Israel insists on permanently placing the Israeli Defense Forces on the border with Jordan in order to oversee access routes to the Palestinian state, if such a state were to come into being. The Palestinians are decisively opposed to this arrangement. In their opinion, it would be an insult to the very essence of an independent state. For dozens of years, the Palestinians have also rejected the Israeli request to lease the land from them. They are demanding full sovereignty in the valley, evacuation of all the settlements and a Palestinian army presence at all the crossings.

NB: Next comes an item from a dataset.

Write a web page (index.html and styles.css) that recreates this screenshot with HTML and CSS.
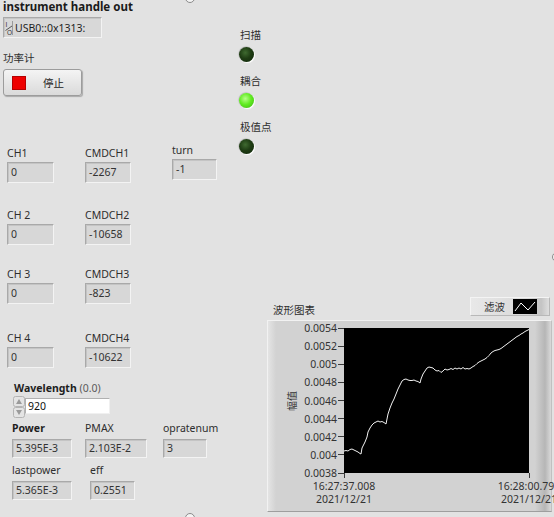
FILE: index.html
```html
<!DOCTYPE html>
<html lang="zh">
<head>
<meta charset="utf-8">
<title>功率计</title>
<link rel="stylesheet" href="styles.css">
</head>
<body>
<div class="panel">
  <section class="left">
    <div class="title">instrument handle out</div>
    <div class="visa">
      <svg class="io" width="8" height="16" viewBox="0 0 8 16">
        <text x="0.5" y="6.5" font-size="6.5" font-family="Liberation Sans, sans-serif" fill="#333">I</text>
        <line x1="0.5" y1="10.5" x2="7" y2="6" stroke="#333" stroke-width="0.8"/>
        <text x="2" y="15" font-size="6.5" font-family="Liberation Sans, sans-serif" fill="#333">O</text>
        <line x1="7.5" y1="1" x2="7.5" y2="15" stroke="#9a9a9a" stroke-width="1"/>
      </svg>
      <span class="visa-text">USB0::0x1313:</span>
    </div>
    <div class="lbl pm">功率计</div>
    <button class="stop"><span class="red"></span><span class="stop-text">停止</span></button>

    <div class="ch-grid">
      <div class="cell"><div class="lbl">CH1</div><div class="num w47">0</div></div>
      <div class="cell"><div class="lbl">CMDCH1</div><div class="num w46">-2267</div></div>
      <div class="cell turn"><div class="lbl">turn</div><div class="num w45">-1</div></div>

      <div class="cell"><div class="lbl">CH 2</div><div class="num w47">0</div></div>
      <div class="cell"><div class="lbl">CMDCH2</div><div class="num w46">-10658</div></div>
      <div class="cell"></div>

      <div class="cell"><div class="lbl">CH 3</div><div class="num w47">0</div></div>
      <div class="cell"><div class="lbl">CMDCH3</div><div class="num w46">-823</div></div>
      <div class="cell"></div>

      <div class="cell"><div class="lbl">CH 4</div><div class="num w47">0</div></div>
      <div class="cell"><div class="lbl">CMDCH4</div><div class="num w46">-10622</div></div>
      <div class="cell"></div>
    </div>

    <div class="lbl wl-label"><b>Wavelength</b> <span class="unit">(0.0)</span></div>
    <div class="wl-ctrl">
      <svg class="spin" width="12" height="22" viewBox="0 0 12 22">
        <rect x="0.5" y="0.5" width="11" height="10" rx="2" fill="#e4e4e4" stroke="#b4b4b4"/>
        <rect x="0.5" y="11.5" width="11" height="10" rx="2" fill="#e4e4e4" stroke="#b4b4b4"/>
        <path d="M3 8 L6 3 L9 8 Z" fill="#9a9a9a"/>
        <path d="M3 14 L6 19 L9 14 Z" fill="#9a9a9a"/>
      </svg>
      <div class="wl-input">920</div>
    </div>

    <div class="out-row r1">
      <div class="cell"><div class="lbl"><b>Power</b></div><div class="num w60">5.395E-3</div></div>
      <div class="cell"><div class="lbl">PMAX</div><div class="num w62">2.103E-2</div></div>
      <div class="cell"><div class="lbl">opratenum</div><div class="num w44">3</div></div>
    </div>
    <div class="out-row r2">
      <div class="cell"><div class="lbl">lastpower</div><div class="num w60">5.365E-3</div></div>
      <div class="cell"><div class="lbl">eff</div><div class="num w45">0.2551</div></div>
    </div>
  </section>

  <section class="right">
    <div class="leds">
      <div class="led-item"><div class="lbl">扫描</div><div class="led off"></div></div>
      <div class="led-item"><div class="lbl">耦合</div><div class="led on"></div></div>
      <div class="led-item"><div class="lbl">极值点</div><div class="led off"></div></div>
    </div>

    <div class="chart">
      <div class="chart-head">
        <div class="lbl chart-title">波形图表</div>
        <div class="legend">
          <span class="legend-name">滤波</span>
          <svg class="legend-icon" width="24" height="15" viewBox="0 0 24 15">
            <rect x="0" y="0" width="24" height="15" fill="#000"/>
            <polyline points="2,12 8,4 15,11 22,3" fill="none" stroke="#fff" stroke-width="1"/>
          </svg>
        </div>
      </div>
      <div class="frame">
        <div class="yaxis">
          <div class="ytitle">幅值</div>
          <div class="yticks">
            <span>0.0054</span><span>0.0052</span><span>0.005</span><span>0.0048</span><span>0.0046</span><span>0.0044</span><span>0.0042</span><span>0.004</span><span>0.0038</span>
          </div>
        </div>
        <div class="plot">
          <svg width="185" height="145" viewBox="0 0 185 145">
            <polyline fill="none" stroke="#f2f2f2" stroke-width="1"
              points="0,123 2,122.5 4,123 6,121.5 8,121 10,122 12,123 14,124 16,125.5 17,126 18,120 19,118 21,114 23,109 24,104 26,100 28,97 30,95 32,94 34,93 36,94 38,93.5 40,94.5 42,96 43,91 44,86 46,80 48,75 50,71 52,66 54,61 56,57 58,53 60,51.5 62,51 64,52 66,52.5 68,52.5 70,52 72,53 74,53.5 76,55 77,51 79,46 81,43 83,40 85,39 87,39.5 89,40 91,42 93,43 95,42.5 97,44.5 99,43 101,41 103,42 105,41.5 107,40.5 109,41.5 111,40 113,41 115,40 117,41 119,39.5 121,41 123,40.5 125,41 127,40 129,38.5 131,37.5 133,35.5 135,34 137,33 139,32 141,31 143,29.5 145,27.5 147,25 149,23.5 151,22.5 153,22 155,21.5 157,20.5 159,19 161,17.5 163,16 165,14.5 167,13 169,11.5 171,10 173,8.5 175,7.5 177,6 179,5 181,3.5 183,2.5 185,1.5"/>
          </svg>
        </div>
        <div class="xaxis">
          <div class="xl">16:27:37.008<br>2021/12/21</div>
          <div class="xl">16:28:00.792<br>2021/12/21</div>
        </div>
      </div>
    </div>
  </section>
</div>
<span class="handle h-top"></span>
<span class="handle h-bottom"></span>
<span class="handle h-right"></span>
</body>
</html>
```

FILE: styles.css
```css
* { box-sizing: border-box; }
html, body { margin: 0; padding: 0; }
body {
  width: 554px;
  height: 517px;
  overflow: hidden;
  position: relative;
  background: #e2e2e2;
  font-family: "Noto Sans", "Noto Sans CJK SC", sans-serif;
  font-size: 10.5px;
  color: #2c2c2c;
}
.panel { display: flex; height: 517px; }

/* ---------- left column ---------- */
.left { width: 237px; flex: none; padding-left: 3px; }
.title { font-weight: 700; font-size: 11.5px; line-height: 13px; color: #1a1a1a; white-space: nowrap; }
.lbl { line-height: 13px; height: 13px; white-space: nowrap; color: #2e2e2e; }
.lbl b { font-weight: 700; color: #1e1e1e; }

.visa {
  margin-top: 4px;
  width: 99px; height: 21px;
  display: flex; align-items: center;
  background: #d8d8d8;
  border: 1px solid; border-color: #a9a9a9 #f3f3f3 #f3f3f3 #a9a9a9;
  box-shadow: inset 1px 1px 0 #c6c6c6;
  padding-left: 1px;
}
.io { flex: none; }
.visa-text { margin-left: 2px; color: #1e1e1e; font-size: 10.5px; }

.pm { margin-top: 14px; }
.stop {
  display: flex; align-items: center;
  margin: 4px 0 0 0; padding: 0;
  width: 79px; height: 27px;
  background: linear-gradient(#f4f4f4, #dadada);
  border: 1px solid #9c9c9c;
  border-radius: 3px;
  box-shadow: 1px 1px 1px rgba(0,0,0,0.25);
  font: inherit; color: #222;
}
.red { width: 14px; height: 14px; margin-left: 8px; background: #ee0000; border: 1px solid #b50000; }
.stop-text { margin-left: 17px; font-size: 10.5px; }

.ch-grid {
  margin-top: 51px;
  margin-left: 4px;
  display: grid;
  grid-template-columns: 78px 87px 50px;
  grid-template-rows: 62px 59px 64px 36px;
}
.cell { display: flex; flex-direction: column; align-items: flex-start; }
.cell .num { margin-top: 2px; }
.turn { margin-top: -3px; }

.num {
  height: 21px;
  line-height: 18px;
  padding-left: 3px;
  background: #d7d7d7;
  border: 1px solid; border-color: #a9a9a9 #f3f3f3 #f3f3f3 #a9a9a9;
  box-shadow: inset 1px 1px 0 #c4c4c4;
  color: #333;
  white-space: nowrap;
}
.w44 { width: 44px; } .w45 { width: 45px; } .w46 { width: 46px; } .w47 { width: 47px; }
.w60 { width: 60px; } .w62 { width: 62px; }

.wl-label { margin-top: 14px; padding-left: 11px; }
.unit { color: #5a5a5a; }
.wl-ctrl { display: flex; align-items: flex-start; margin: 1px 0 0 10px; height: 22px; }
.spin { flex: none; }
.wl-input {
  margin-top: 2px;
  width: 85px; height: 16px; line-height: 14px;
  padding-left: 2px;
  background: #fff;
  border: 1px solid; border-color: #b0b0b0 #f0f0f0 #f0f0f0 #b0b0b0;
  color: #111;
}

.out-row { display: grid; padding-left: 9px; }
.out-row .num { height: 19px; line-height: 16px; margin-top: 4px; }
.r1 { margin-top: 4px; grid-template-columns: 73px 78px auto; }
.r2 { margin-top: 6px; grid-template-columns: 78px auto; }

/* ---------- right column ---------- */
.right { flex: 1; display: flex; flex-direction: column; min-width: 0; }
.leds { padding: 29px 0 0 3px; }
.led-item + .led-item { margin-top: 13px; }
.led {
  margin: 5px 0 0 -1px;
  width: 15px; height: 15px; border-radius: 50%;
  box-shadow: 1px 1px 1px #ffffff, -0.5px -0.5px 1px rgba(0,0,0,0.25);
}
.led.off { background: radial-gradient(circle at 42% 38%, #3f6a30 0, #1f3d14 45%, #10250a 100%); }
.led.on { background: radial-gradient(circle at 42% 38%, #b8ff8a 0, #62ec22 45%, #3bb511 100%); }

.chart { margin: auto 0 5px 30px; width: 285px; }
.chart-head { display: flex; justify-content: space-between; align-items: flex-end; height: 24px; }
.chart-title { padding-left: 6px; margin-bottom: 3px; }
.legend {
  display: flex; align-items: center;
  width: 80px; height: 19px;
  margin: 0 2px 4px 0;
  padding-left: 13px;
  background: linear-gradient(to right, #e8e8e8 0, #d9d9d9 70%, #c4c4c4 90%, #dedede 100%);
  border: 1px solid; border-color: #f4f4f4 #b8b8b8 #b8b8b8 #f4f4f4;
}
.legend-name { font-size: 10.5px; color: #333; }
.legend-icon { margin-left: 8px; }

.frame {
  height: 192px;
  display: grid;
  grid-template-columns: 76px 185px 1fr;
  grid-template-rows: 7px 145px 1fr;
  background: linear-gradient(to right, #e4e4e4 0, #d2d2d2 8px, #d2d2d2 calc(100% - 16px), #b6b6b6 calc(100% - 6px), #d9d9d9 100%);
  border: 1px solid; border-color: #f2f2f2 #c0c0c0 #9e9e9e #f2f2f2;
}
.yaxis { grid-column: 1; grid-row: 2; margin: -6px 0; display: flex; }
.ytitle {
  align-self: center;
  margin-left: 19px;
  writing-mode: vertical-rl;
  text-orientation: sideways;
  transform: rotate(180deg);
  font-size: 10px; line-height: 11px;
  color: #333;
}
.yticks {
  flex: 1;
  display: flex; flex-direction: column;
  justify-content: space-between; align-items: flex-end;
}
.yticks span { display: flex; align-items: center; line-height: 12px; height: 12px; color: #333; }
.yticks span::after { content: ""; width: 6px; height: 1px; margin-left: 1px; background: #3a3a3a; }
.plot { grid-column: 2; grid-row: 2; background: #000; }
.plot svg { display: block; }
.xaxis {
  grid-column: 2; grid-row: 3;
  margin: 0 -32px;
  display: flex; justify-content: space-between; align-items: flex-start;
}
.xl { width: 64px; text-align: center; line-height: 13px; color: #333; white-space: nowrap; }
.xl::before { content: ""; display: block; width: 1px; height: 5px; margin: 0 auto 2px; background: #3a3a3a; }

/* resize handles overlaid on the panel */
.handle {
  position: absolute;
  width: 10px; height: 10px; border-radius: 50%;
  border: 1px solid #8a8a8a; background: #f4f4f4;
}
.h-top { left: 185px; top: -7px; }
.h-bottom { left: 185px; top: 513px; }
.h-right { left: 552px; top: 252px; }
```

The negotiations are racing to a dead end. On Oct. 14, Prime Minister Netanyahu delivered an address to the Knesset. “Above all else, I see before me the importance of defense and border security,” he explained. Government ministers who oppose the Palestinian state are contending today that Netanyahu trapped himself.
“The second you give the Palestinians an independent state — even a demilitarized one — you forfeit your borders. If you don’t want to forfeit your security and your borders, you can’t give them a state,” said one senior minister.
Kerry will come with his bag full of formulas for compromise on the issues surrounding security arrangements, which he and his people have worked on over the last few weeks. The secretary of state is likely to recommend a presence of international forces in the Jordan Valley, including modern sensors and warning systems, but Netanyahu is not willing to hear this, and he is convinced that the public is with him.
So, what will happen in the end? Government opinions are split. First of all, there is not a single minister — except for Livni perhaps — who thinks negotiations will end with an agreement in April. Indeed, we have not even begun to discuss the heart of the matter, and we have found ourselves occupied just with the checkpoints on the border with Jordan. Second, there is not a single government minister — excluding Livni — who thinks there has been progress in the negotiations. Third, the ministers are divided on Kerry’s relationship with Israel on the subject of the Palestinians.
The widespread opinion is that Kerry will discover a little more sympathy for Israeli stances after the bitter pill we swallowed at Geneva. “The Americans won’t strike us twice,” as one of the ministers said. Others have asserted that Kerry is obsessive on the subject of negotiation. One way or another, it will be a stormy week politically.